The strand of spider silk in the picture was left when I removed a small web.
Talinum paniculatum is a member of the purslane family, Portulacaceae; it is native from the Gulf states of the USA well into South America. Sources I checked differed widely in regard to its cold-hardiness, giving minimum survivable temperatures from 35° to 20° F. (I'm going to keep mine with my serissas in winter.) The plant is apparently tough, tolerating heat and fairly dry soil. The leaves are said to be a good substitute for spinach, especially since they don't wilt in hot weather.

Darlene Kittle, current president of the Fort Wayne Bonsai Club, gave me a seedling after the club's Fall Show last September. (She had sold several and didn't want to take the last one home.) I have it in a small pot for now, but it will need a larger one sooner or later; the species grows to 18-24 inches (45-60 cm). 

Here's a picture taken a few days after I got it and after I potted it up.

Talinum paniculatum, September 27, 2016.
When Darlene gave me this plant, I thought the yellow-bronze globes were the flowers. Now I'm sure they are seed pods. (You can see one peeking out from behind and below the blossoms in my first picture.) That conclusion is supported by the seedlings that can be seen coming up in the substrate in the next picture, taken nine months later. (Five days ago.)

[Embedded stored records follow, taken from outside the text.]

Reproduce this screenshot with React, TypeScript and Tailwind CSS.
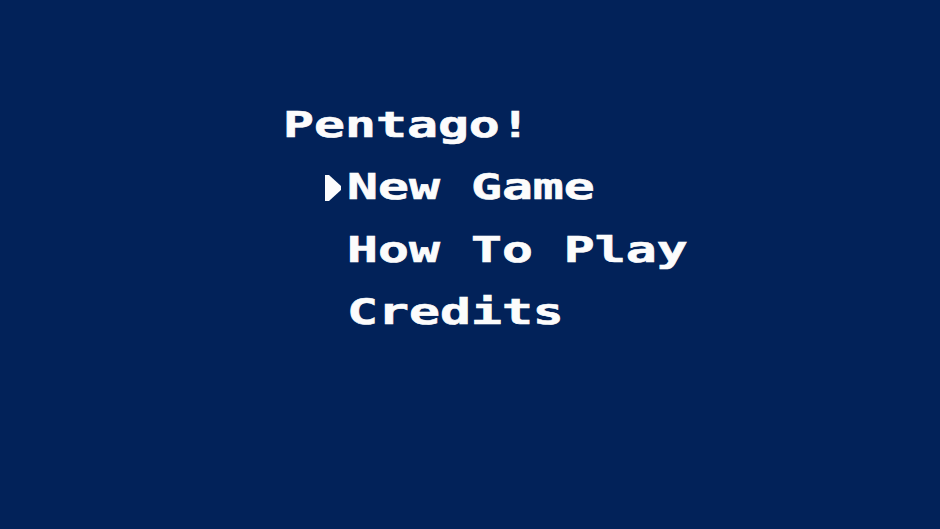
import { useState } from 'react'

const MENU_ITEMS = ['New Game', 'How To Play', 'Credits']

// chunky monospace text stretched sideways so each glyph fills an 8-bit style tile
function TileText({ children }: { children: string }) {
  return (
    <span className="inline-block origin-left scale-x-[1.47] whitespace-pre [-webkit-text-stroke:0.6px_#fcfcfc]">
      {children}
    </span>
  )
}

function Cursor() {
  return (
    <svg width="16" height="26" viewBox="0 0 16 26" className="block">
      <polygon points="0,0 4,0 16,11 16,15 4,26 0,26" fill="#fcfcfc" />
    </svg>
  )
}

export default function App() {
  const [selected] = useState(0)

  return (
    <main
      className="h-[529px] w-[940px] overflow-hidden bg-[#022259] text-[#fcfcfc]"
      style={{ fontFamily: '"DejaVu Sans Mono", "Liberation Mono", monospace' }}
    >
      <div className="flex flex-col pl-[283px] pt-[94px] text-[35px] font-bold leading-[62.4px]">
        <h1 className="h-[62.4px]">
          <TileText>Pentago!</TileText>
        </h1>

        <ul className="flex flex-col">
          {MENU_ITEMS.map((item, i) => (
            <li key={item} className="flex h-[62.4px] items-center">
              <span className="flex w-[64px] justify-end pr-[6px]">
                {i === selected && <Cursor />}
              </span>
              <TileText>{item}</TileText>
            </li>
          ))}
        </ul>
      </div>
    </main>
  )
}
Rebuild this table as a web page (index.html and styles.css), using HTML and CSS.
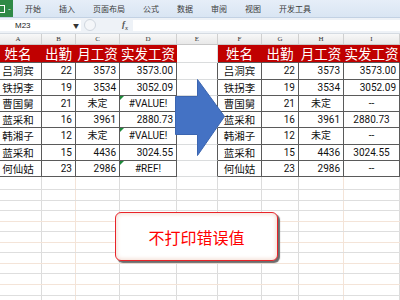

"Jewels of Opar" with new growth, a new panicle developing, and babies around the base!
I'm sure I'll try a leaf or two sooner or later, maybe in a salad. But for me this plant will always be a "leafy green vegetable disguised as an accent!"

:-)  :-)  :-)


  1. just out of curiosity, where do you over winter your serrisas?

    1. I'm in USDA Zone 5a, for background info. The house we recently moved out of has an unheated south-facing mudroom. Observation showed that the temp there was always at least 10 degrees above the temp outside, which let me forecast how cold it would get in there on any given nite. If the temp could be expected to fall below 26º F, I'd move them to a warmer spot for that nite. There were large windows, so if the trees woke up a little bit on a mild day, they'd get light.

      Essential points: I don't let them take temps below 26º, and try to be sure they have at least a little light on mild days.